Here are the best and worst moments from the episode…
Picture: Walton Goggins on Saturday Night Live
Photo: NBC
Best:
My favorite performance from Walton Goggins during his hosting debut was his flirtatious waiter Albee, serving a table during a Mother’s Day brunch, by getting really close with a couple of mothers played by Sarah Sherman and Heidi Gardner, while completely creeping out their sons, played by Mikey Day and Andrew Dismukes.
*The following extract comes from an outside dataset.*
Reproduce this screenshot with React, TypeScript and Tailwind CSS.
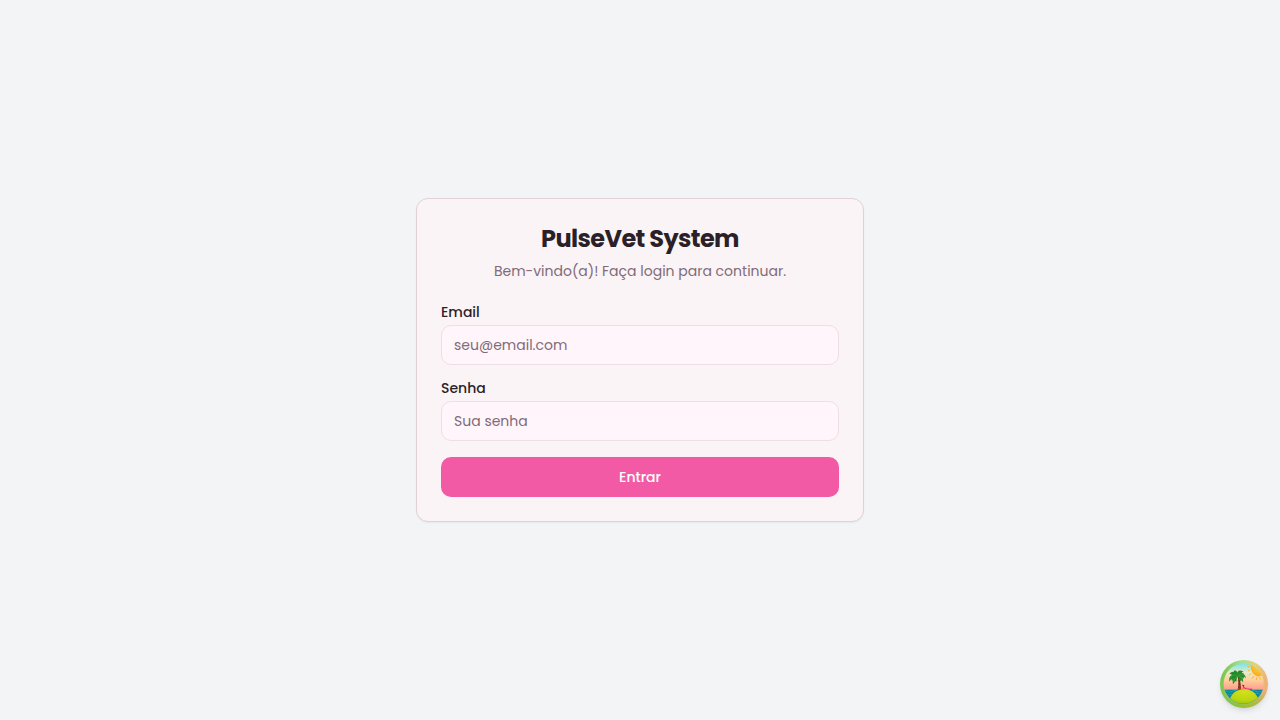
import { useState } from "react";
import type { FormEvent } from "react";

function IslandIcon() {
  return (
    <svg viewBox="0 0 144 144" className="size-12" aria-hidden="true">
      <defs>
        <linearGradient id="ring" x1="0" y1="0.4" x2="1" y2="0.6">
          <stop offset="0" stopColor="#79c344" />
          <stop offset="0.35" stopColor="#a0e09c" />
          <stop offset="0.65" stopColor="#dfd47c" />
          <stop offset="1" stopColor="#f2a878" />
        </linearGradient>
        <linearGradient id="ringShade" x1="0.1" y1="0" x2="0" y2="1">
          <stop offset="0.55" stopColor="#6bb01c" stopOpacity="0" />
          <stop offset="1" stopColor="#83b51c" stopOpacity="0.85" />
        </linearGradient>
        <linearGradient id="sky" x1="0" y1="0" x2="0" y2="1">
          <stop offset="0.08" stopColor="#7fe3ea" />
          <stop offset="0.26" stopColor="#e8eac8" />
          <stop offset="0.42" stopColor="#ffcf9c" />
          <stop offset="0.66" stopColor="#ff9388" />
        </linearGradient>
        <radialGradient id="island" cx="0.5" cy="0.1" r="0.9">
          <stop offset="0" stopColor="#d6e01b" />
          <stop offset="0.55" stopColor="#b8d612" />
          <stop offset="1" stopColor="#7fb012" />
        </radialGradient>
        <linearGradient id="trunk" x1="0" y1="0" x2="0" y2="1">
          <stop offset="0" stopColor="#5b2417" />
          <stop offset="1" stopColor="#a8442c" />
        </linearGradient>
        <radialGradient id="sun" cx="0.7" cy="0.1" r="1">
          <stop offset="0" stopColor="#ffd52c" />
          <stop offset="1" stopColor="#fba524" />
        </radialGradient>
        <clipPath id="scene">
          <circle cx="71" cy="71" r="60" />
        </clipPath>
      </defs>
      <circle cx="72" cy="72" r="72" fill="url(#ring)" />
      <circle cx="72" cy="72" r="72" fill="url(#ringShade)" />
      <g clipPath="url(#scene)">
        <rect width="144" height="144" fill="url(#sky)" />
        <path d="M92 14 H128 V44 C112 58 91 42 92 14 Z" fill="url(#sun)" />
        <g stroke="#f6b51e" strokeWidth="3" strokeLinecap="round">
          <path d="M88 31 l-3 1 M92 41 l-4 4 M100 49 l-3 5 M110 54 l-1 5 M120 53 l1 4 M87 20 l-3 0" />
        </g>
        <rect y="89" width="144" height="55" fill="#0b8398" />
        <g fill="none" stroke="#25bdbb" strokeWidth="2">
          <path d="M8 94 q7 -5 14 0 t14 0 t14 0" />
          <path d="M8 102 q7 -5 14 0 t14 0" />
          <path d="M94 94 q7 -5 14 0 t14 0 t14 0" />
          <path d="M102 102 q7 -5 14 0 t14 0" />
        </g>
        <path d="M51 46 C57 60 56 76 52 93 L63 93 C64 77 61 58 54 45 Z" fill="url(#trunk)" />
        <path d="M53 62 l6 2 M54 71 l6 2 M54 80 l7 2" stroke="#4a1c14" strokeWidth="1.5" />
        <g fill="none" stroke="#d92356" strokeWidth="3" strokeLinecap="round" strokeLinejoin="round">
          <path d="M67 75 L74 85 L95 88" />
          <path d="M71 82 L67 90 M93 88 L95 93" strokeWidth="2" />
          <path d="M78 84 L95 86" stroke="#ff6ba4" />
        </g>
        <circle cx="71" cy="77" r="2" fill="#632026" />
        <path d="M22 144 C28 106 43 88 73 88 C101 88 116 106 124 144 Z" fill="url(#island)" />
        <g fill="#238a2d">
          <path d="M52 46 C47 34 36 31 28 42 C35 41 38 45 34 50 Z" />
          <path d="M52 44 C36 40 25 50 28 65 L34 56 L36 64 L41 55 L44 59 Z" />
          <path d="M52 45 C40 50 35 62 40 73 L45 64 L49 65 Z" />
          <path d="M52 47 C49 32 58 28 70 34 L65 38 L73 41 Z" />
          <path d="M52 47 C62 35 76 40 78 54 L72 50 L70 57 L64 50 Z" />
          <path d="M52 46 C66 48 71 56 69 67 L64 61 L61 64 L57 56 Z" />
          <path d="M51 48 C40 45 38 36 44 31 C51 33 56 40 54 48 Z" />
        </g>
        <path d="M52 47 C44 43 36 45 31 53 M54 46 C61 41 69 42 73 48 M52 48 C45 53 42 60 41 66 M54 48 C62 50 67 56 67 61" fill="none" stroke="#58b642" strokeWidth="1.5" />
      </g>
    </svg>
  );
}

type FieldProps = {
  id: string;
  label: string;
  type: string;
  placeholder: string;
  value: string;
  onChange: (value: string) => void;
};

function Field({ id, label, type, placeholder, value, onChange }: FieldProps) {
  return (
    <div className="flex flex-col gap-1.5">
      <label htmlFor={id} className="text-sm leading-[14px] font-medium text-[#2b1f28]">
        {label}
      </label>
      <input
        id={id}
        type={type}
        placeholder={placeholder}
        value={value}
        onChange={(event) => onChange(event.target.value)}
        className="h-10 w-full rounded-[10px] border border-[#eddfe7] bg-[#fff5fb] px-3 text-sm text-[#2b1f28] outline-none placeholder:text-[#816b78] focus:border-[#f459a4]"
      />
    </div>
  );
}

export default function App() {
  const [email, setEmail] = useState("");
  const [password, setPassword] = useState("");

  const handleSubmit = (event: FormEvent) => event.preventDefault();

  return (
    <div className="flex min-h-screen items-center justify-center bg-[#f3f4f6] font-[Poppins,Inter,sans-serif] text-[#2b1f28]">
      <main className="w-full max-w-md rounded-xl border border-[#e2d0d9] bg-[#faf4f6] shadow-xs">
        <header className="flex flex-col gap-1.5 p-6 text-center">
          <h1 className="text-2xl font-bold tracking-tight">PulseVet System</h1>
          <p className="text-sm text-[#816b78]">Bem-vindo(a)! Faça login para continuar.</p>
        </header>
        <form onSubmit={handleSubmit} className="flex flex-col gap-4 px-6 pb-6">
          <Field
            id="email"
            label="Email"
            type="email"
            placeholder="seu@email.com"
            value={email}
            onChange={setEmail}
          />
          <Field
            id="password"
            label="Senha"
            type="password"
            placeholder="Sua senha"
            value={password}
            onChange={setPassword}
          />
          <button
            type="submit"
            className="h-10 w-full rounded-[10px] bg-[#f25aa5] text-sm font-medium text-white hover:bg-[#e94c98]"
          >
            Entrar
          </button>
        </form>
      </main>
      <button
        type="button"
        aria-label="Open developer tools"
        className="fixed right-3 bottom-3 size-12 rounded-full shadow-md"
      >
        <IslandIcon />
      </button>
    </div>
  );
}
The southern accent, the unbuttoning of the shirt and nearly everything else Goggins did during the sketch had me in stitches, but nothing made me laugh more than the lines: “You got to spend nine months in your mama, I’m trying to spend 20 minutes” and “Just ‘cause your mama baked you, don’t mean other men don’t want to see the oven.” Nobody does sleaze better than Goggins.

Best:
While Walton Goggins was clearly the MVP of his episode, my single favorite performance of the night came during Weekend Update when Mikey Day played a new character – and one we’ll probably never see again – called “A Guy Who Just Walked Into a Spiderweb,” who was supposed to discuss President Donald Trump’s tariffs. What occurred was one of the best bits of physical comedy and pratfall humor in the history of ‘SNL,” hearkening back to some of the classic moments from Chris Farley and Chevy Chase. Anybody who has ever walked through a spiderweb, which I assume is most of us, will understand the feeling and enjoy this bit.

Best:
Walton Goggins’ first sketch of the episode featured him playing a character named Matt, a truly kickass-looking and sounding dude, who happened to be in Philadelphia in 1789 during the creation of the amendments to the Constitution. After the group has decided on the First Amendment, it is Matt who produces the idea for the “second most important principle of our nation” to be GUNS. The initial pan to Matt and the way he utters, “Guns,” instantly made for one of the funniest moments on the show all season. The Second Amendment sketch is the perfect melding of a type of humor to a week’s specific host.

Worst:
There’s a good chance this was my favorite episode of the season. The only two episodes that could compete with it were Martin Short’s Christmas episode and Lady Gaga’s episode. Frankly, it was hard to pick a “worst moment” from the episode, but I’ll go with the night’s final two sketches, as they didn’t have the same amount of laughs as the rest of the episode. Those sketches were the one-joke “The Deathly Diner,” with the unprepared staff constantly saying, “it might be your last,” and writer Dan Bulla’s latest “Midnight Matinee,” which featured Andrew Dismukes at his boss’s house and how he completely loses his mind thinking about the fact that he has a squatty potty in his bathroom. Both sketches had their moments, but didn’t quite hold up to everything that came before them.